** Start of COLLECTED MATERIAL **

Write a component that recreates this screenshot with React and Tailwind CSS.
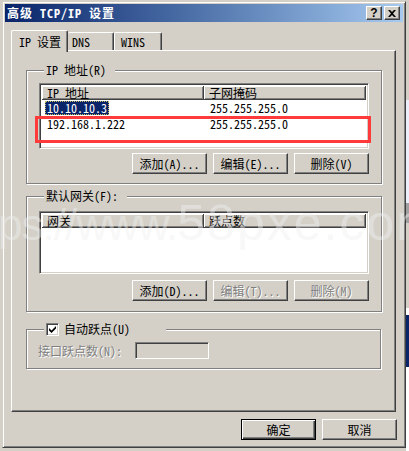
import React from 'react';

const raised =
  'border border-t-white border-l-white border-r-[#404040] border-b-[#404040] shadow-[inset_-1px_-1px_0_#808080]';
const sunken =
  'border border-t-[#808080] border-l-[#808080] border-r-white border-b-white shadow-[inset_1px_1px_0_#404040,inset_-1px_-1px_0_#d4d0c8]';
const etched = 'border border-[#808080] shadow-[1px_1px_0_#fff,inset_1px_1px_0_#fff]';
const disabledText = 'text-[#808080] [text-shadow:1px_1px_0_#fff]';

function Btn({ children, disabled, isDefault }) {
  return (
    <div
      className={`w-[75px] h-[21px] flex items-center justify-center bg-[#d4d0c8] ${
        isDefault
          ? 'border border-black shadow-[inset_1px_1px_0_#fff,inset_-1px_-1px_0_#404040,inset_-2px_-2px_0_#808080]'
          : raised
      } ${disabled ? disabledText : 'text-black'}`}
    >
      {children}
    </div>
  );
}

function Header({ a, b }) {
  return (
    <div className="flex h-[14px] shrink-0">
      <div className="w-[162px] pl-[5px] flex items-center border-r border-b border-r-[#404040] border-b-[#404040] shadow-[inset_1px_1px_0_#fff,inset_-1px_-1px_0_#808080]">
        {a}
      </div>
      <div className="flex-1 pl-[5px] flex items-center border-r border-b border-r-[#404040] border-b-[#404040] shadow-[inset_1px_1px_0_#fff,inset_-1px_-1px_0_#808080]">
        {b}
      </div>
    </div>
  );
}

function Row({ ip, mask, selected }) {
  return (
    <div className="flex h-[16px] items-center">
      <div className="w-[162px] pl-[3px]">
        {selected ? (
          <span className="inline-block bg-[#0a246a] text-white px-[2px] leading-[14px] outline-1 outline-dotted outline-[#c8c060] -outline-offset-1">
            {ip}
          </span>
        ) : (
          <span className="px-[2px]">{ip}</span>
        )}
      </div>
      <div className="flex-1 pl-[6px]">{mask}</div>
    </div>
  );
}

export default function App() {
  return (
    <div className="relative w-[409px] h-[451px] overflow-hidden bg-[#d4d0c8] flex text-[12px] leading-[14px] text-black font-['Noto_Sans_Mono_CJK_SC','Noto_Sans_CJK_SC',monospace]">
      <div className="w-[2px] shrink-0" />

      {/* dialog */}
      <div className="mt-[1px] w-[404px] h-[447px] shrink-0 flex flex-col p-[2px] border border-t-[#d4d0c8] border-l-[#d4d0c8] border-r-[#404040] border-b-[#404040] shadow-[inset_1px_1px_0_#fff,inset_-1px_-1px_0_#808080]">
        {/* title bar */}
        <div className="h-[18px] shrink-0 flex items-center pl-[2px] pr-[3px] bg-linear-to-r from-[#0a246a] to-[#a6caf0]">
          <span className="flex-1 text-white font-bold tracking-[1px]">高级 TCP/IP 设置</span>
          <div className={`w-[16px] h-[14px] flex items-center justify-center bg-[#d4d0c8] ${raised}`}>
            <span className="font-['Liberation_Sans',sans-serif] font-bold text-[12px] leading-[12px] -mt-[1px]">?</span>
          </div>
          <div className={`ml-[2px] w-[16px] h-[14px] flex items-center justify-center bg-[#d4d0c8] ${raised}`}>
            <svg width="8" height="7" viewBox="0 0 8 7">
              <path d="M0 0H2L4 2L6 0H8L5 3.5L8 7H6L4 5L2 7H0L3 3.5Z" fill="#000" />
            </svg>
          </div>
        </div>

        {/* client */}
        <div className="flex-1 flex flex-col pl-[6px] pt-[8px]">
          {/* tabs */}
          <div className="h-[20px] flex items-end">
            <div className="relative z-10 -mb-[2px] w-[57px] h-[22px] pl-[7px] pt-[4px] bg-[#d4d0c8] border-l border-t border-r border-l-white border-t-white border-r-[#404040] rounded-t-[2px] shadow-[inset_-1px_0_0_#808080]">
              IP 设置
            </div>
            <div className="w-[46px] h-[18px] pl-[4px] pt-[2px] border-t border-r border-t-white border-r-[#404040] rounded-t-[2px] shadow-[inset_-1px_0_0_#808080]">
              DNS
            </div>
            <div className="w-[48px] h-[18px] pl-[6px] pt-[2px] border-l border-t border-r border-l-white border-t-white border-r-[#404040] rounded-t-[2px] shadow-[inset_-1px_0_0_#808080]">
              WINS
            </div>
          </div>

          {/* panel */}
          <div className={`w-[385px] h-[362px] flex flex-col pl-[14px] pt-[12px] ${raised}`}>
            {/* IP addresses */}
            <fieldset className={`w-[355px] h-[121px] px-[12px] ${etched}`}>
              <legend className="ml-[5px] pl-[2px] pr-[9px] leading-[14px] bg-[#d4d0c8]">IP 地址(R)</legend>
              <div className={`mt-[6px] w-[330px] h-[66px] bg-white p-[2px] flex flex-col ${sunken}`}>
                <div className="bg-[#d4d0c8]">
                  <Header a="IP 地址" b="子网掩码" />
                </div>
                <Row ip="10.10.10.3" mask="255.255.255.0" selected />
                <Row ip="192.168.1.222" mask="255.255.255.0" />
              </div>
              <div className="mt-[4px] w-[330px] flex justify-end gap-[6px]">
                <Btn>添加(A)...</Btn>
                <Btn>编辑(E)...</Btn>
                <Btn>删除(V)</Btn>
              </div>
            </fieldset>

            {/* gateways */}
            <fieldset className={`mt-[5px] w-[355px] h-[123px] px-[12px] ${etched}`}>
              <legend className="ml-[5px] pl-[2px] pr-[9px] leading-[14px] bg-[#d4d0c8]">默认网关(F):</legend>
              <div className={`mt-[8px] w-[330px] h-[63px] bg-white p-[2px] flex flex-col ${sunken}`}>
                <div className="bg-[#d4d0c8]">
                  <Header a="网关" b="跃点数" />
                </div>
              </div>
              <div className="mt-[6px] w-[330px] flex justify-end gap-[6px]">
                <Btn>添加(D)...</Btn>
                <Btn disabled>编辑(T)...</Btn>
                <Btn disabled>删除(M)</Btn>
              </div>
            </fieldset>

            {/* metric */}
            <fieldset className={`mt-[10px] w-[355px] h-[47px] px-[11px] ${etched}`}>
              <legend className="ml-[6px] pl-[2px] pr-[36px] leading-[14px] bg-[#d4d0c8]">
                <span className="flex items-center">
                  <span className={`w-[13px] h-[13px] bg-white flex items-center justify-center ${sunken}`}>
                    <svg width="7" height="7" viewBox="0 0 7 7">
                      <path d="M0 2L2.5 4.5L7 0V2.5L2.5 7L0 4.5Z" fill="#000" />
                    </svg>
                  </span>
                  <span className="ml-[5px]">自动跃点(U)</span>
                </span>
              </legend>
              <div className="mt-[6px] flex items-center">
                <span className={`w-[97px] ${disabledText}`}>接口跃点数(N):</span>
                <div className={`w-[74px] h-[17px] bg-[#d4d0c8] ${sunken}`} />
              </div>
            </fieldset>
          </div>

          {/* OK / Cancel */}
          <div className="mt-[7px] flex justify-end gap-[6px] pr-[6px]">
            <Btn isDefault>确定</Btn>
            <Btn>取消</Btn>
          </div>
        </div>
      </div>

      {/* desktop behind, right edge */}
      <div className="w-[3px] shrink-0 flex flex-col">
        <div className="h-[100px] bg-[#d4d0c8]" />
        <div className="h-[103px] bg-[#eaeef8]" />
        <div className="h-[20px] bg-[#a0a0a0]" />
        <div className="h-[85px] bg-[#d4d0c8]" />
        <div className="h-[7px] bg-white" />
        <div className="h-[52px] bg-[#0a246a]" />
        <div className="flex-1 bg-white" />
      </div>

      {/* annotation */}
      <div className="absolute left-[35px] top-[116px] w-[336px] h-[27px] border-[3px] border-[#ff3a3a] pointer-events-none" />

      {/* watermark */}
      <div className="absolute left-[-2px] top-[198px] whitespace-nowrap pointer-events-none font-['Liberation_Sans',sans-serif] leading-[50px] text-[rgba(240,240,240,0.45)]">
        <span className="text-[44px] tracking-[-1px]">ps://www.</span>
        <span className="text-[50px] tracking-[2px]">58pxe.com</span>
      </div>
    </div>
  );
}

** End of COLLECTED MATERIAL **

#### [GIVEN INSTRUCTION]
Set down again, exactly, the lines of the material above from its first line to the one with "import React from 'react';", inclusive. Leave the pictures out.

#### [CORRECT RESULT]
Write a component that recreates this screenshot with React and Tailwind CSS.
import React from 'react';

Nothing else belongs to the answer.